Games represent an idealized model of strategic situations: they usually assume common priors, common knowledge of the model, common knowledge of every other player’s payoff function, and completely optimal play given those assumptions. In many cases, games also make many predictions, in the sense that there are many Nash equilibria, or more generally, many rationalizable action profiles. Going back at least to Selten’s trembling hand perfection, economists have tried to “refine” away some of these game predictions by essentially reducing one or more of the listed strong assumptions about how games are played. Particularly in the 1970s and 1980s, huge amounts of effort was spent trying to derive the “right” refinements which would give unique predictions. The broadest of these refinements, like risk dominance in van Damme and Carlsson global games, even “refines away” some strict Nash equilibria.
The present paper, a 2007 Econometrica by Weinstein and Yildiz, is a pretty good argument that the whole refinement literature has been a waste of time and talent; this is my interpretation, not necessarily theirs, but I think true nonetheless.

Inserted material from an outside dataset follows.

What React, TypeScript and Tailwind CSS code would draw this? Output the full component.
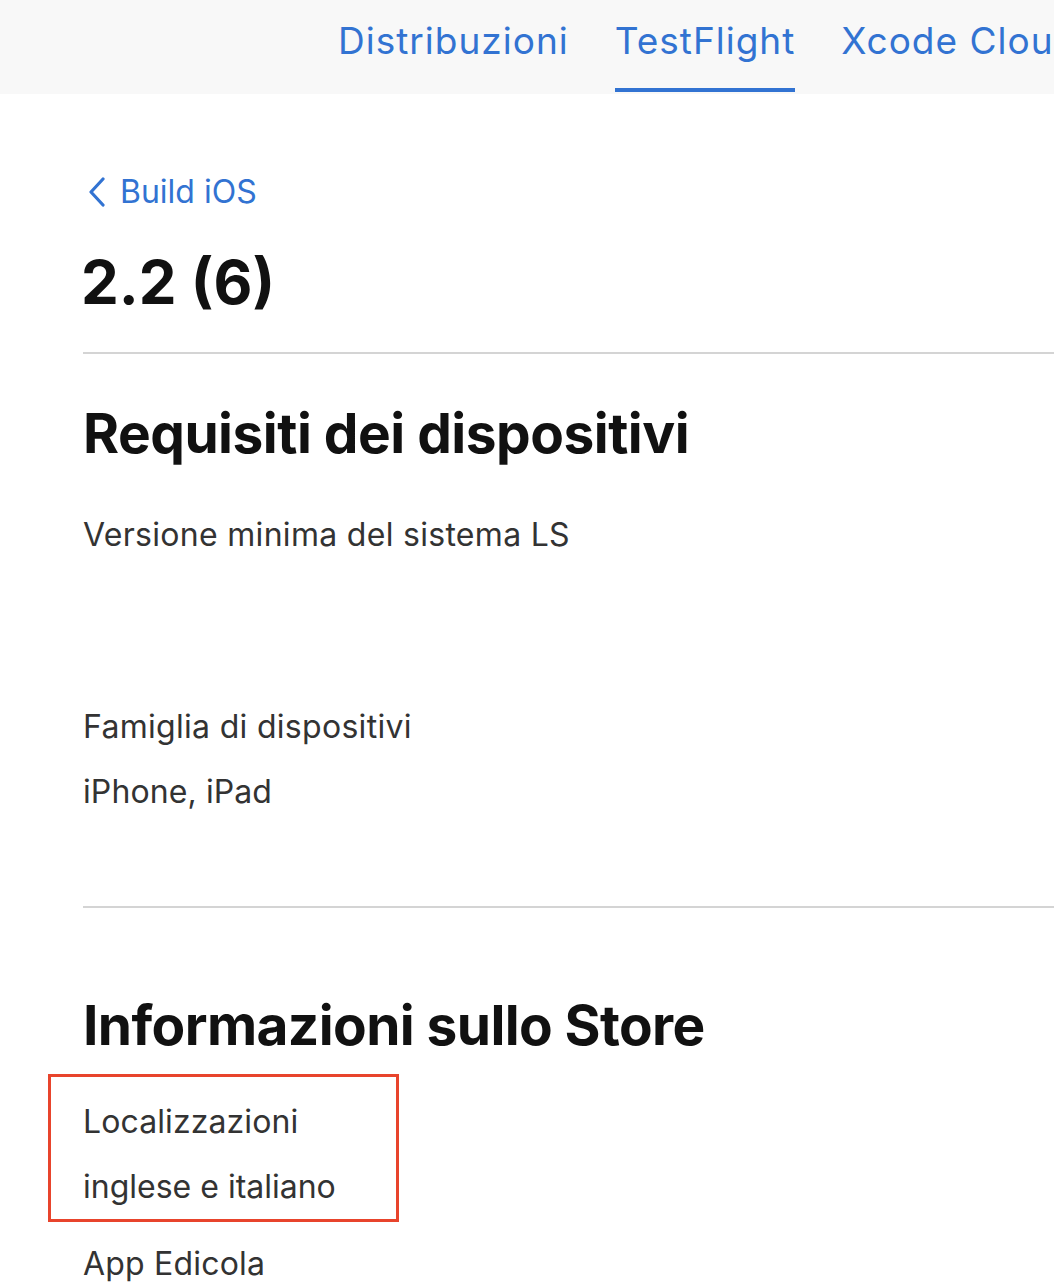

Here is the basic philosophical point. Most refinements refine beliefs about payoffs or strategy directly. For example, players may know the payoff matrix only with some noise that is revealed through private signals, as in global games. But before the signal is received, priors are common, and knowledge of the model is common. Following Mertens and Zamir (1985), though, we can think of players in a game as types in a universal type space, where my type represents not only my own payoffs from each strategy profile, but also my beliefs about other player’s types, and my beliefs about his beliefs about my beliefs, and so on to infinity. These beliefs are called higher-order beliefs, and the kth step of this logic is called a kth-order belief.
Consider an analyst who doesn’t believe in common knowledge of the model among players. Rather, she only can ask each player directly about their higher order beliefs up to level k. For all orders between 1 and k, the analyst knows the beliefs of each player – this is just a probability distribution at each level – to arbitrary precision according to some appropriate metric (Levy-Prokhorov shows how to define a metric given the weak topology on probability distributions). For orders about k, the analyst knows nothing. A game of cards where we each get a known signal that the deck may be fixed doesn’t really fit this model, but situations where “incomplete information” also means “either the analyst or the players has no intuitive reason to be able to infer 1934th order beliefs” does fit, and the second situation seems much more relevant when discussing robustness.
Define a game in the normal way, but keep in mind that the analyst may be wrong about the payoff matrix because of the above information restrictions. List the set of rationalizable outcomes. Weinstein and Yildiz show that if there is a unique rationalizable strategy profile, then that profile is robust to minor changes in the above information structure. However, if there are multiple rationalizable strategies, then arbitrarily small changes to the analyst’s information – that is, an epsilon shift in beliefs below kth order, or a mistake in beliefs above the kth order – can make each and every one of those rationalizable strategies uniquely rationalizable.
That is, if we “refine away” some equilibrium or rationalizable strategy because we find it “implausible”, then there is another game with slightly different higher order beliefs where that “implausible” strategy is the unique outcome of the game. (You may be wondering now, as a technical point, what rationalizable means in the context of incomplete information games, but the definition of rationalizable used in the present paper in the weakest such definition.) This is a massive blow to the refinement/robustness in games literature as far as I’m concerned: every refinement strategy, no matter how intuitive, is throwing away strategy profiles that are absolutely plausible given the best possible information about players an analyst could know in the real world.
(The above discussion is the result of conversations we’ve had in a student theory reading group – of course the errors are all mine and the insights all theirs. If you’re interested in game robustness, you might also want to the check out the following. Rubinstein (1989) showed in his famous email/army coordination game that small changes in higher order belief can kill off even strictly Pareto dominant equilibria. Kreps, Wilson, Roberts & Milgrom (1982, on how higher order beliefs can justify cooperate in the prisoner’s dilemma) and Fudenberg, Kreps & Levine (1988) are in a similar vein. Monderer & Samet (1989) introduce p-belief, replacing common knowledge’s “I know that you know that I know that…” with “I believe with probability p that you believe with probability p that I believe…”. Rob, Morris and Shin (1995), Kajii and Morris (1997,1998) and Ui (2001) then use the idea of p-belief to consider which equilibria are robust to this weakening of common knowledge. Unlike the present paper, that line of the literature still considers only “common” p-belief, meaning p-belief to infinite order. Lipman (2003) and Oyama and Tercieux (2010) loosen the common prior assumption. As far as direct extensions of Weinstein and Yildiz’s paper, Weinstein and Yildiz (2010) lets the action space be infinite (and, in particular, a continuum), Chen (2008) extends the proof to finite dynamic games with a slightly stronger new assumption, Weinstein and Yildiz (2011) let the horizon go to infinity and still get a similar result, and Ely and Peski (2011) discuss in a more general sense when assumptions about beliefs in a type space model are “important”; the large robust mechanisms literature (principally from Morris and Bergemann) is along similar lines.)